Example 3 — Multiple grouping keys with multiple aggregations

The previous examples use a single grouping key. This example demonstrates the benefits of using two or more keys (second parameter) to make your grouping criteria more precise.

Suppose you want to group by Region and Type. Also, suppose that you wish to discover (1) the Region + Type group with the highest sales, and (2) the Region + Type group with the highest average profit.

The ATL is [[groupByJsonObject(WholeJSON.finances, ('Region','Type'), ('Sales','Profit'), (sum(),mean()))]].

The output is this list of lists:

( ("California", "Groceries", 164772.2, 3598.55), ("New York", "Clothing", 137172.95, 4804.47), ("Texas", "Groceries", 117330.56, 3491.17), ("Texas", "Clothing", 85203.36, 2617.1), ("California", "Clothing", 43453.2, 1530.56), ("New York", "Groceries", 42457.6, 2547.45) )
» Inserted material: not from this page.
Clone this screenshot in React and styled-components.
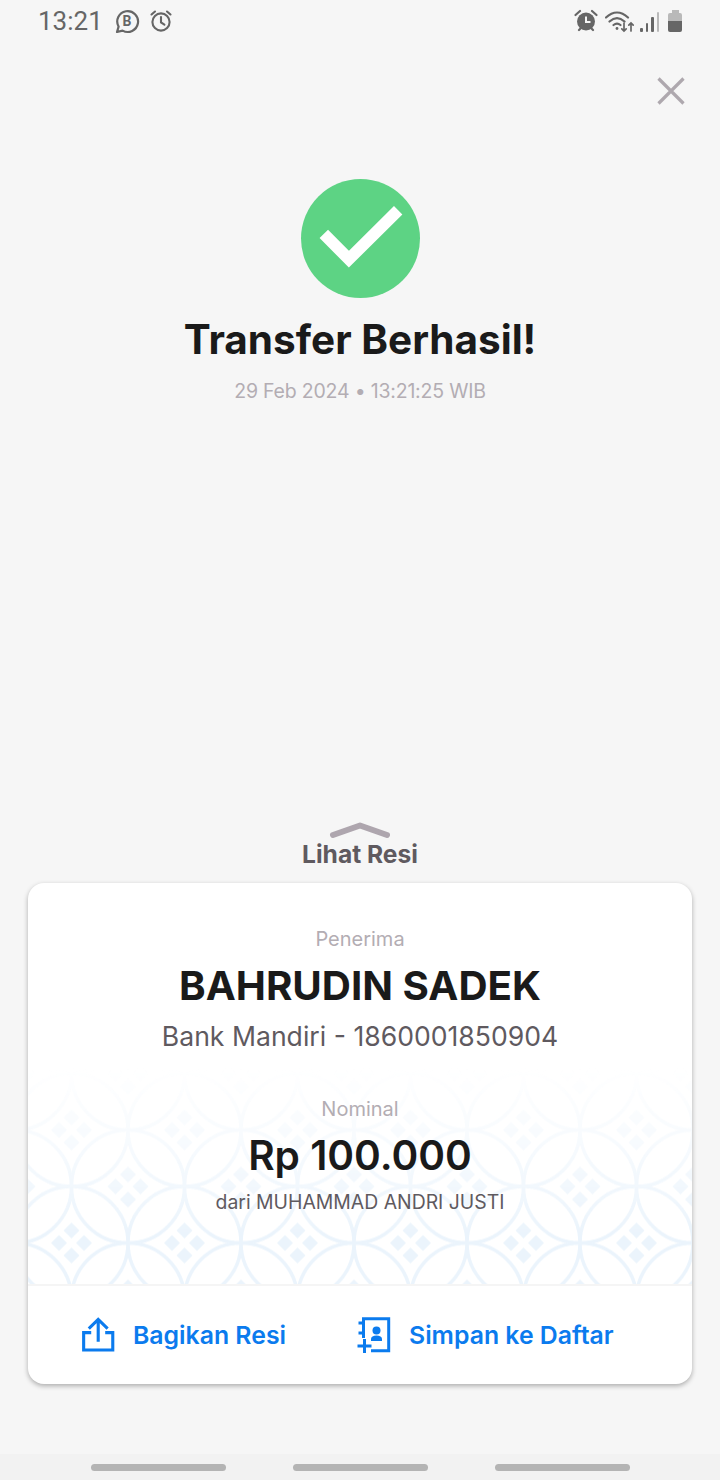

Each inner list contains values for a distinct group. For each inner list, the first item is the region name, the second item is the store type, the third item is the sum-total for sales, and the fourth item is the mean profit.

The printed output is:

California, Groceries, 164,772.2 and 3,598.55, New York, Clothing, 137,172.95 and 4,804.47, Texas, Groceries, 117,330.56 and 3,491.17, Texas, Clothing, 85,203.36 and 2,617.1, California, Clothing, 43,453.2 and 1,530.56 and New York, Groceries, 42,457.6 and 2,547.45

Here's how you might extract values from the result to produce narrative text:

[[global.results = groupByJsonObject(WholeJSON.finances, ('Region','Type'), ('Sales','Profit'), (sum(),mean()));'']]

[[global.topSales = top(results,1);'']]

[[topSales[0][1]]] stores in [[topSales[0][0]]] achieved the best total sales ([[abbreviateNumber(currencyFormat(topSales[0][2]))]]).

[[sortedByProfit = sort(results, (x,y) -> sign(y[3] - x[3])); global.topProfit = top(sortedByProfit,1);'']]

[[topProfit[0][1]]] stores in [[topProfit[0][0]]] achieved the best average profit ([[abbreviateNumber(currencyFormat(topProfit[0][3]))]]).

The printed result is:

Groceries stores in California achieved the best total sales ($164.8K).

Clothing stores in New York achieved the best average profit ($4.8K).